When I learned of Senator Dennis Johnson’s slur while debating a bill, I noticed something weird.

Most of my Orthodox friends were not as shocked or outraged as my non-Orthodox friends.

At first I wondered if Senator Johnson were perhaps unaware of the meaning of the slur.  For example, I used the term “gypped” until recently, having been totally clueless that this term is a pejorative against Gypsies (Roma).  I was likewise unaware, until recently, that “midget” is derogatory while “dwarf” is preferred, and that the Deaf community prefers Deaf with a capital “d.”

But when I watched the Senator’s weak apology, this explanation seemed unlikely.

So why am I not shocked or outraged?  Mostly, because I am very “out” about my Judaism and am therefore totally aware, and even expect, to some extent, anti-semitism.  I remember my grandparents telling me how some of their best Hungarian and Polish neighbors turned on them with a vengeance during the Holocaust.  In taking a long view of Jewish history, this is the norm rather than the exception.

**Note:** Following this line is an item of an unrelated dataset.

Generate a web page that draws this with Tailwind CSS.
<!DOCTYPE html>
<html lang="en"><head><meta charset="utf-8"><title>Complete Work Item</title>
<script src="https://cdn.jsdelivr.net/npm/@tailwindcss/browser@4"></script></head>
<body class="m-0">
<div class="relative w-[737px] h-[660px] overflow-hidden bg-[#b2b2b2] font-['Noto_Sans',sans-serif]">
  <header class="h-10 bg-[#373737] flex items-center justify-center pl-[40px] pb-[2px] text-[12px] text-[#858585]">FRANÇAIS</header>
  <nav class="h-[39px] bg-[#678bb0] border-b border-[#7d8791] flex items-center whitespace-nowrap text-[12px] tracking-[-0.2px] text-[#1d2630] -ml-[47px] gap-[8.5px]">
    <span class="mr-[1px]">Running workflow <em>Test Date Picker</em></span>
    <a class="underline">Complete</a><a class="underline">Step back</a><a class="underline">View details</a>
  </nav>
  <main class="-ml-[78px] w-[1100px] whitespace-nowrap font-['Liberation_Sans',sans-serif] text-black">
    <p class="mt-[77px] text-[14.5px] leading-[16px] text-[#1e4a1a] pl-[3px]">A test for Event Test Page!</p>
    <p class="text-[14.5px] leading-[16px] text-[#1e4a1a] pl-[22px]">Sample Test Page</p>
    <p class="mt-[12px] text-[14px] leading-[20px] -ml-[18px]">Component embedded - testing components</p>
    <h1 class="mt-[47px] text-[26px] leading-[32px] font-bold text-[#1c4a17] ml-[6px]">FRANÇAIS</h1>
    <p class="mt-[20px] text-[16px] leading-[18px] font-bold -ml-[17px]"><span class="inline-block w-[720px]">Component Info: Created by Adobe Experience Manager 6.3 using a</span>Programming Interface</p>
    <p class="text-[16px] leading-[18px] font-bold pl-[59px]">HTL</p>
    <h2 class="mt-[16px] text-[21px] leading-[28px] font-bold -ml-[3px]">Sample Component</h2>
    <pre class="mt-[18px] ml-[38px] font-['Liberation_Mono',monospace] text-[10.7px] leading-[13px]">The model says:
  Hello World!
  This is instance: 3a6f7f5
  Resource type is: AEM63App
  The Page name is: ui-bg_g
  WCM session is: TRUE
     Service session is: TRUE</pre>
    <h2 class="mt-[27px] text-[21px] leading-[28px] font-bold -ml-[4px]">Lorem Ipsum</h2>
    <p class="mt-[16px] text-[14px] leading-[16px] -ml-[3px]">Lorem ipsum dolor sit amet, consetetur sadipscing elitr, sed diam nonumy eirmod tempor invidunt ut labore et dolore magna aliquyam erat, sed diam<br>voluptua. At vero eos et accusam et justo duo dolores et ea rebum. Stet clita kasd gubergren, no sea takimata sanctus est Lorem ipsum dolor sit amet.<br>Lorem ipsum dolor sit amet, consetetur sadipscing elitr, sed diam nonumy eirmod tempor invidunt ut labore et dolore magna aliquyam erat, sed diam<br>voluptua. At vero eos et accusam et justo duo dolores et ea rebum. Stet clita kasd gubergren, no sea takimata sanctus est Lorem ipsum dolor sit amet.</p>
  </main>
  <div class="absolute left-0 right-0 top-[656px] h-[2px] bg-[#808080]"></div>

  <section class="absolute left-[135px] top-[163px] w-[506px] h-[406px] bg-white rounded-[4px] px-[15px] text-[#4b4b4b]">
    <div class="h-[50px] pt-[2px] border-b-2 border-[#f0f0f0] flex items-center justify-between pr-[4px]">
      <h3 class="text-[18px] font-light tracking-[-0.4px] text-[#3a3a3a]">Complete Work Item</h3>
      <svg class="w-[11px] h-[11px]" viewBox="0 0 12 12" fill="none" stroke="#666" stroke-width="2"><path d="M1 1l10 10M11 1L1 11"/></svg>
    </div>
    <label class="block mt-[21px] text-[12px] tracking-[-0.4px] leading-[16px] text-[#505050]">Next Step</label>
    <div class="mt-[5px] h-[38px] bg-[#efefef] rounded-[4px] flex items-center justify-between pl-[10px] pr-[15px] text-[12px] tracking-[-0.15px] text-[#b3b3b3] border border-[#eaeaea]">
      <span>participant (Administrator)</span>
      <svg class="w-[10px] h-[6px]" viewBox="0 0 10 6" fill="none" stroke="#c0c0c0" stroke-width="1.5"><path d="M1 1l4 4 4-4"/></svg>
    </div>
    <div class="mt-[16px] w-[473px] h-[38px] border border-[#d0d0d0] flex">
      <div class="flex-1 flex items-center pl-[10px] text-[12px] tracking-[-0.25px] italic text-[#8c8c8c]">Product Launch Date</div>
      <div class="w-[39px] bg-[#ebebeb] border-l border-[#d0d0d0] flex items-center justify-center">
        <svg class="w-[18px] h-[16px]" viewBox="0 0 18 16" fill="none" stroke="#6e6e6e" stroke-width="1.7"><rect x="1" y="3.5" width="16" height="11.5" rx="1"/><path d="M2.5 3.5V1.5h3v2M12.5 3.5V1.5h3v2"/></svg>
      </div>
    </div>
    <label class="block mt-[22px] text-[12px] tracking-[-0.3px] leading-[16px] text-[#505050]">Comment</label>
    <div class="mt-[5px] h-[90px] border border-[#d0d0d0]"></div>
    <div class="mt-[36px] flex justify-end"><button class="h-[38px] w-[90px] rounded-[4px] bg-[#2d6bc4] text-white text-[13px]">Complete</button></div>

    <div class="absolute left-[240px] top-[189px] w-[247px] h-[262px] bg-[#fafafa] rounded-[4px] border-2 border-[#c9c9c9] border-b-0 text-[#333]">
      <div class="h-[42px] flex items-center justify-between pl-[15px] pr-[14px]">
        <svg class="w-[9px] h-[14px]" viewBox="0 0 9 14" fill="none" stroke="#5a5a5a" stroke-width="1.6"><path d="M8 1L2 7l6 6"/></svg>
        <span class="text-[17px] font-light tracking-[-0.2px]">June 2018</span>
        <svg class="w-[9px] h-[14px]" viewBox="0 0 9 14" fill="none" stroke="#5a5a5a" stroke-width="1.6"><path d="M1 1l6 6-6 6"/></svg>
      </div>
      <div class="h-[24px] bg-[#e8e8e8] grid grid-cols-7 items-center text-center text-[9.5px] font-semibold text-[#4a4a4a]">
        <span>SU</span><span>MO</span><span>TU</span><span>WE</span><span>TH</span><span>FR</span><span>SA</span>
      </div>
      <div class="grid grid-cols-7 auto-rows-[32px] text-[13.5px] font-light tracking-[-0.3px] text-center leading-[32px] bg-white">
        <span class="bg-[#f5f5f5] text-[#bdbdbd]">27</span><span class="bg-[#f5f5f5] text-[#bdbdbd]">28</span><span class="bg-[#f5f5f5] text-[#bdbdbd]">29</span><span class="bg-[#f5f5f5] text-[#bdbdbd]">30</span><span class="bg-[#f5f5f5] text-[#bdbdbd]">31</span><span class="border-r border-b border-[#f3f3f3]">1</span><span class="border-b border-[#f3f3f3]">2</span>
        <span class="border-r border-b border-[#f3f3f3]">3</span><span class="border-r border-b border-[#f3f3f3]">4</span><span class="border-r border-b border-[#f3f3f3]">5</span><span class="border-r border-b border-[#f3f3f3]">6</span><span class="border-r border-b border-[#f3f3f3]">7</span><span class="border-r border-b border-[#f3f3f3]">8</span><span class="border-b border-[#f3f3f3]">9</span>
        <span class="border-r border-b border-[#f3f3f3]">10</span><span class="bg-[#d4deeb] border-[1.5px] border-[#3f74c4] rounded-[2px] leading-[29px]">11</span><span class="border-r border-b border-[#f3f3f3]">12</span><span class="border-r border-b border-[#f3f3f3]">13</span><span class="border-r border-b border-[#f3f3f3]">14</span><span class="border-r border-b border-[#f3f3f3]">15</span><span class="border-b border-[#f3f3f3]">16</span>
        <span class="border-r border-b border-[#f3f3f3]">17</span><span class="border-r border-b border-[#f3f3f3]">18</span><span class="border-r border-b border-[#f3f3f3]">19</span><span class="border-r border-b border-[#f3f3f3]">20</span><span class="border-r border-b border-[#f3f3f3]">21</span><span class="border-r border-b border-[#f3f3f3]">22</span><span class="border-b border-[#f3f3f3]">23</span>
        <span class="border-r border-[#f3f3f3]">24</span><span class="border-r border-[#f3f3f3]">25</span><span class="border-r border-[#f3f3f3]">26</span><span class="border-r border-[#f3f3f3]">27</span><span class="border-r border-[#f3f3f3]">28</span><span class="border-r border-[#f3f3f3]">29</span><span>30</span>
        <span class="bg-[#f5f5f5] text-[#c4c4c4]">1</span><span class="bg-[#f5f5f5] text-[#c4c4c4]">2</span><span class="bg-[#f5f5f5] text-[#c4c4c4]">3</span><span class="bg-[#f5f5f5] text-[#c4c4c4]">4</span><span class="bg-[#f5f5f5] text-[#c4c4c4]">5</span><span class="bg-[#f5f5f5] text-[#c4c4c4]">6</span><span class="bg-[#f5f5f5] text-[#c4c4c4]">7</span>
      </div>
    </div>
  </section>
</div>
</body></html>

Do I think that Senator Johnson hates Jews?  Nah.  But neither do I fool myself into thinking that we’re well-liked out there in the world.  Yes, even in America, and yes, even today.  I would term it begrudging acceptance, for the most part.  And I am aware that in the heterodox community, this is not a very popular view.  Hence the shock and outrage anew each time a politician or celebrity slips in public with an anti-Jewish slur.

There’s a value to the shock and outrage, though.  I think it draws us together as a people and reminds us that we are different.  As you know, I think this a good thing.

In this world, there are some philo-semites and there are some anti-semites.  The difference arises in your view of which category most of the world falls into.  

What do you think?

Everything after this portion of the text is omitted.